Facial recognition in the way of law allowing Irish police forces to wear body-cams

A coalition composed of Green Party Parliamentarians (Teachta Dála or TD) and Senators in Ireland has agreed upon the need to allow police forces (Garda Síochána) to wear body cameras but said that facial recognition should not be implemented as part of the legislation.

According to a recent analysis by The Irish Times, the Junior Coalition’s spokesman, Patrick Costello, and Waterford TD Marc Ó Cathasaigh said the An Garda Síochána (Recording Devices) Bill 2022 in its current state would have significant negative implications for human rights.

The politicians also voiced concerns about bias in facial recognition, especially related to demographic, age, and gender. They added that the Bill should have undergone pre-legislative scrutiny before being brought to the Parliament (Dáil) for discussion and potential approval.

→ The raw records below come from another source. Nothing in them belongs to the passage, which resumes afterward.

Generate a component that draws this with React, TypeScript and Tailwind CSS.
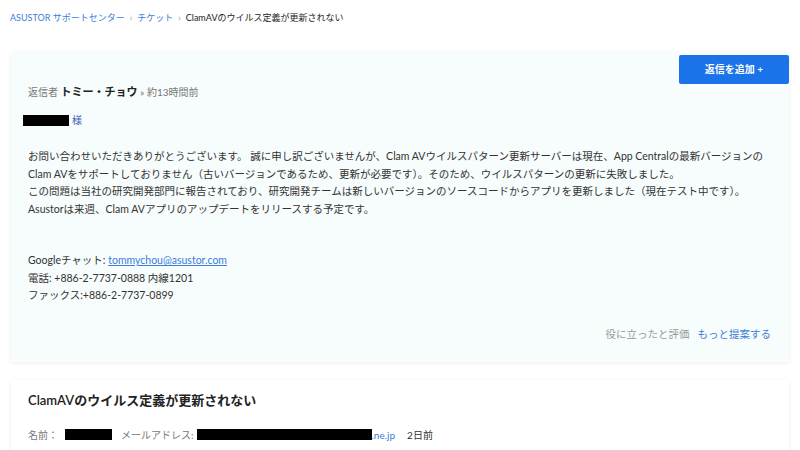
const font = "font-['Lato','Noto_Sans_CJK_JP',sans-serif]"

const App = () => {
  return (
    <div className={`w-[800px] h-[450px] overflow-hidden bg-white text-[#333] ${font}`}>
      <nav className="h-[37px] pl-[10px] pt-[11px] flex items-start text-[9px] leading-[14px]">
        <a href="#" className="text-[#3b7dd8]">ASUSTOR サポートセンター</a>
        <span className="mx-[5px] text-[#999]">›</span>
        <a href="#" className="text-[#3b7dd8]">チケット</a>
        <span className="mx-[5px] text-[#999]">›</span>
        <span className="text-[#222]">ClamAVのウイルス定義が更新されない</span>
      </nav>

      <div className="mx-[11px] mt-[15px] bg-[#f7fcfc] shadow-[0_1px_4px_rgba(0,0,0,0.07)]">
        <div className="flex justify-end pt-[3px]">
          <button className="w-[110px] h-[29px] bg-[#1a73e8] text-white text-[10px] font-semibold rounded-[2px]">
            返信を追加 +
          </button>
        </div>
        <div className="pl-[17px] pr-[18px]">
          <div className="text-[10px] leading-[16px] text-[#777]">
            返信者 <span className="text-[#222] font-bold text-[11px]">トミー・チョウ</span> » 約13時間前
          </div>
          <div className="mt-[13px] flex items-center text-[10px] leading-[14px]">
            <span className="w-[46px] h-[11px] bg-black ml-[-5px]" />
            <span className="ml-[3px] text-[#3b5bb5]">様</span>
          </div>
          <div className="mt-[21px] text-[10.5px] leading-[17.5px] text-[#333]">
            <p>お問い合わせいただきありがとうございます。 誠に申し訳ございませんが、Clam AVウイルスパターン更新サーバーは現在、App Centralの最新バージョンのClam AVをサポートしておりません（古いバージョンであるため、更新が必要です）。そのため、ウイルスパターンの更新に失敗しました。</p>
            <p>この問題は当社の研究開発部門に報告されており、研究開発チームは新しいバージョンのソースコードからアプリを更新しました（現在テスト中です）。</p>
            <p>Asustorは来週、Clam AVアプリのアップデートをリリースする予定です。</p>
          </div>
          <div className="mt-[34px] text-[10.5px] leading-[17.5px] text-[#333]">
            <p>Googleチャット: <a href="#" className="text-[#3b7dd8] underline">tommychou@asustor.com</a></p>
            <p>電話: +886-2-7737-0888 内線1201</p>
            <p>ファックス:+886-2-7737-0899</p>
          </div>
          <div className="mt-[21px] pb-[20px] flex justify-end text-[10.5px] leading-[16px]">
            <span className="text-[#999]">役に立ったと評価</span>
            <a href="#" className="ml-[8px] text-[#3b7dd8]">もっと提案する</a>
          </div>
        </div>
      </div>

      <div className="mx-[11px] mt-[18px] bg-white shadow-[0_1px_4px_rgba(0,0,0,0.07)] pl-[17px] pt-[10px] pb-[20px]">
        <h2 className="text-[13px] leading-[20px] font-semibold text-[#222]">ClamAVのウイルス定義が更新されない</h2>
        <div className="mt-[18px] flex items-center text-[10px] leading-[14px] text-[#777]">
          <span>名前：</span>
          <span className="ml-[7px] w-[47px] h-[11px] bg-black" />
          <span className="ml-[9px]">メールアドレス:</span>
          <span className="ml-[3px] w-[175px] h-[11px] bg-black" />
          <span className="text-[#3b7dd8]">.ne.jp</span>
          <span className="ml-[12px] text-[#333]">2日前</span>
        </div>
      </div>
    </div>
  )
}

export default App
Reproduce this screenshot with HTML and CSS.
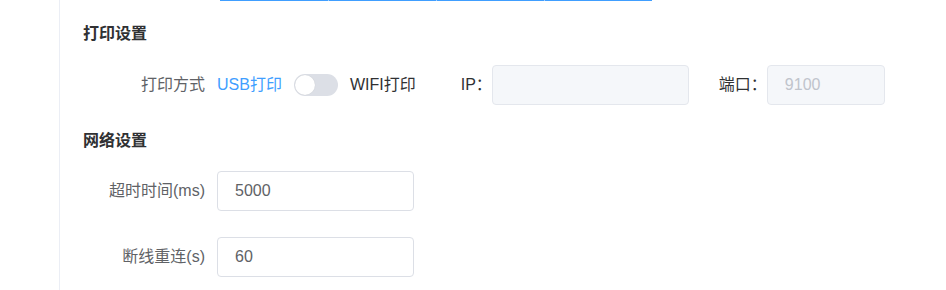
FILE: index.html
```html
<!DOCTYPE html>
<html lang="zh-CN">
<head>
    <meta charset="UTF-8">
    <meta name="viewport" content="width=device-width, initial-scale=1.0">
    <title>打印设置</title>
    <link rel="stylesheet" href="styles.css">
</head>
<body>
    <div class="panel">
        <div class="seg-bar">
            <span class="seg"></span>
            <span class="seg"></span>
            <span class="seg"></span>
            <span class="seg"></span>
        </div>

        <h3 class="section-title first">打印设置</h3>
        <div class="form-row print-row">
            <label class="form-label">打印方式</label>
            <div class="form-content">
                <span class="mode active">USB打印</span>
                <span class="switch"><span class="switch-knob"></span></span>
                <span class="mode">WIFI打印</span>

                <span class="inline-label ip-label">IP：</span>
                <input class="input disabled ip-input" type="text" disabled>

                <span class="inline-label port-label">端口：</span>
                <input class="input disabled port-input" type="text" placeholder="9100" disabled>
            </div>
        </div>

        <h3 class="section-title">网络设置</h3>
        <div class="form-row">
            <label class="form-label">超时时间(ms)</label>
            <div class="form-content">
                <input class="input" type="text" value="5000">
            </div>
        </div>
        <div class="form-row">
            <label class="form-label">断线重连(s)</label>
            <div class="form-content">
                <input class="input" type="text" value="60">
            </div>
        </div>
    </div>
</body>
</html>
```

FILE: styles.css
```css
* { box-sizing: border-box; }
body { margin: 0; background: #fff; font-family: "Liberation Sans", "Noto Sans CJK SC", sans-serif; font-size: 16px; color: #606266; }

.panel { margin-left: 59px; min-height: 100vh; border-left: 1px solid #ebeef5; padding-left: 23px; }

/* bottom edge of the tab group scrolled off the top */
.seg-bar { display: flex; margin-left: 137px; height: 1px; }
.seg { width: 108px; height: 1px; background: #409eff; }
.seg + .seg { border-left: 1px solid #a0cfff; }

.section-title { margin: 22px 0 18px; font-size: 16px; line-height: 24px; font-weight: bold; color: #303133; }
.section-title.first { margin: 21px 0 19px; }

.form-row { display: flex; align-items: center; height: 40px; margin-bottom: 26px; }
.form-row.print-row { margin-bottom: 24px; }
.form-label { width: 134px; padding-right: 12px; text-align: right; line-height: 40px; color: #606266; }
.form-content { display: flex; align-items: center; }

.mode { color: #303133; line-height: 40px; }
.mode.active { color: #409eff; }

.switch { position: relative; width: 44px; height: 22px; margin: 0 12px; border-radius: 11px; background: #dcdfe6; }
.switch-knob { position: absolute; top: 1px; left: 1px; width: 20px; height: 20px; border-radius: 50%; background: #fff; box-shadow: 0 0 1px rgba(0,0,0,0.15); }

.inline-label { color: #303133; line-height: 40px; }
.ip-label { margin-left: 45px; }
.port-label { margin-left: 30px; }

.input { width: 197px; height: 40px; padding: 0 17px; border: 1px solid #dcdfe6; border-radius: 4px; background: #fff; font: inherit; color: #606266; outline: none; }
.input::placeholder { color: #c0c4cc; }
.input.disabled { background: #f5f7fa; border-color: #e4e7ed; }
.port-input { width: 118px; }
```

“There’s a huge amount to be considered on it and, as I said in the Dáil, I don’t think a committee-stage amendment gives enough space for that,” Ó Cathasaigh is quoted saying. “The [facial-recognition] technology isn’t very good at the moment, which is one thing, but it’s a real and significant rebalancing of civil liberties as well.”

Costello echoed Ó Cathasaigh’s views, adding that since the EU is on track to complete its work on artificial intelligence (AI) regulation in 2024, the proposed Bill, if approved, will be pre-empting a directive to which the nation would be obliged to comply. The EU is currently racing to pass its AI Act by the end of this year.

The Recording Devices Bill was introduced in the Dáil last week by Justice Minister Simon Harris, who said facial recognition in police systems would aid the Garda Síochána in going through hours of footage to identify suspects much more efficiently.

On that occasion, Harris acknowledged diverging parliamentarians’ position on the matter but also said he would like the Bill to be enacted in time to enable Garda Commissioner Drew Harris to pilot the body-worn cameras later this year.

Harris’ Bill builds on plans first designed by former Minister for Justice Helen McEntee.